Jérémy Tricard, Alessandro Piccardo, Nicolas Pichon, Denis Asselineau, François Bertin
Institution : Service de chirurgie thoracique et cardiovasculaire et angiologie, CHU Dupuytren, Limoges
Objectives : Many materials have been proposed to be used in reconstructive surgery of the chest wall but none has emerged as an ideal substitute. The Ceramil® prosthesis is an innovating material for replacement of the sternum. We present the device, the implantation technique and the follow-up of the first 4 recipients.

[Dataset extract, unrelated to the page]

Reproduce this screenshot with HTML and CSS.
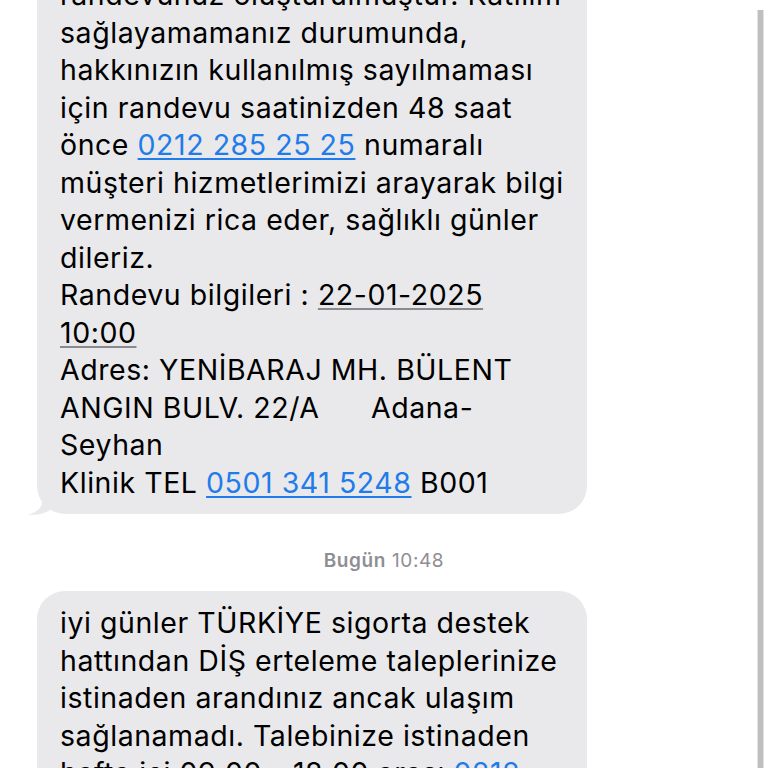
FILE: index.html
```html
<!DOCTYPE html>
<html lang="tr">
<head>
<meta charset="utf-8">
<title>Mesajlar</title>
<link rel="stylesheet" href="styles.css">
</head>
<body>
<div class="screen">
  <div class="thread">
    <div class="bubble first">
      <p class="msg">randevunuz oluşturulmuştur. Katılım<br>sağlayamamanız durumunda,<br>hakkınızın kullanılmış sayılmaması<br>için randevu saatinizden 48 saat<br>önce <span class="link">0212 285 25 25</span> numaralı<br>müşteri hizmetlerimizi arayarak bilgi<br>vermenizi rica eder, sağlıklı günler<br>dileriz.<br>Randevu bilgileri : <span class="date">22-01-2025</span><br><span class="date">10:00</span><br>Adres: YENİBARAJ MH. BÜLENT<br>ANGIN BULV. 22/A      Adana-<br>Seyhan<br>Klinik TEL <span class="link">0501 341 5248</span> B001</p>
      <svg class="tail" width="28" height="22" viewBox="0 0 28 22"><path d="M14 0 L14 8 C14 14 8 19 0 20.5 C8 21.5 17 20 24 15 L28 0 Z" fill="#e9e9eb"/></svg>
    </div>
    <div class="stamp"><b>Bugün</b> 10:48</div>
    <div class="bubble">
      <p class="msg">iyi günler TÜRKİYE sigorta destek<br>hattından DİŞ erteleme taleplerinize<br>istinaden arandınız ancak ulaşım<br>sağlanamadı. Talebinize istinaden<br>hafta içi 09:00 - 18:00 arası <span class="link">0212</span></p>
    </div>
  </div>
  <div class="scrollbar"></div>
</div>
</body>
</html>
```
FILE: styles.css
```css
html, body {
  margin: 0;
  padding: 0;
  background: #ffffff;
}
body {
  width: 768px;
  height: 768px;
  overflow: hidden;
  font-family: Inter, "Noto Sans", sans-serif;
  color: #000000;
}
.screen {
  position: relative;
  width: 768px;
  height: 768px;
  overflow: hidden;
}
.thread {
  display: flex;
  flex-direction: column;
  align-items: flex-start;
  padding-left: 37px;
  margin-top: -37px;
}
.bubble {
  position: relative;
  width: 550px;
  box-sizing: border-box;
  background: #e9e9eb;
  border-radius: 28px;
  padding: 13px 20px 13px 23px;
}
.msg {
  margin: 0;
  font-size: 28.5px;
  line-height: 37.5px;
  letter-spacing: 0.55px;
  white-space: pre;
}
.link {
  color: #1f7cea;
  text-decoration: underline;
  text-decoration-thickness: 1.5px;
  text-underline-offset: 3px;
}
.date {
  text-decoration: underline;
  text-decoration-color: #8a8a8e;
  text-decoration-thickness: 1.5px;
  text-underline-offset: 3px;
}
.tail {
  position: absolute;
  left: -9px;
  bottom: -2px;
}
.stamp {
  align-self: stretch;
  width: 694px;
  text-align: center;
  font-size: 19px;
  letter-spacing: 0.6px;
  color: #8e8e93;
  margin: 35px 0 19px;
}
.stamp b {
  font-weight: 600;
}
.scrollbar {
  position: absolute;
  left: 757px;
  top: 10px;
  width: 5px;
  height: 760px;
  background: #bfbfbf;
  border-left: 1px solid #e2e2e2;
  border-right: 1px solid #e2e2e2;
}
```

Methods : The Ceramil® prosthesis is a porous alumina ceramic which is a pure compound of mineral origin that presents osteointegration and biocompatibility properties. Its size is adapted to the sternal defect and chosen before the surgery among different made-to-measure models. Its implantation does not require osteosynthesis equipment. From March 2015 to March 2016, 4 patients underwent surgery for sternal replacement and received the Ceramil® prothesis. A 54-year old patient (n°1) had a radiation-induced sarcoma after a radiotherapy for breast cancer, a 61-year old patient (n°2) had a sternal necrosis due to a mediastinitis after sternotomy, 2 patients of 53 and 37 years old (n°3 and 4) had sternal metastasis from breast neoplasia.

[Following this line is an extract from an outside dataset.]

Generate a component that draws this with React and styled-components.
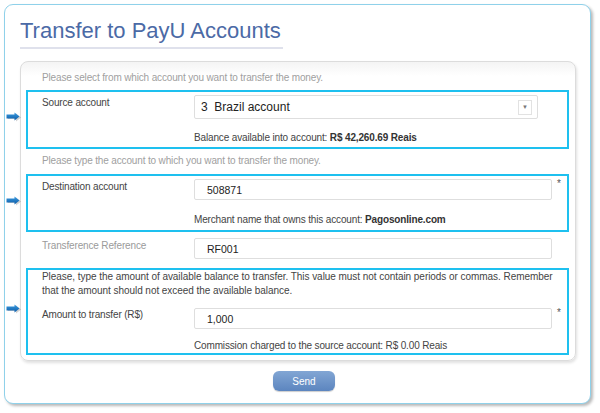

Results : Patient n°1 was reoperated on D7 for a seroma. After an 19-month follow-up, she was not dyspneic (grade 1 of the CEE scale) and had no sternal pain or scarring disorder. Patient n°2 was reoperated after 3 months for wound care and closure as he presented with tissue necrosis due to a history of chest radiotherapy. After a 14-month follow-up, he presented with grade 2 dyspnea, sternal pain graded as 3 on the visual analog scale (VAS) and the operation wound was healed. After an 11-month follow-up, patient n°3 was not dyspneic and had no sternal pain or scarring disorder. After a 7-month follow-up, patient n°4 presented with grade 2 dyspnea, sternal pain graded as 3 on the VAS and no scarring disorder.
Conclusion : The Ceramil® prosthesis implanted as a replacement for the sternum appears to be reliable, reproducible and promising. A monocentric study (STOIC) and a multi-center study (ISBA) are currently performed.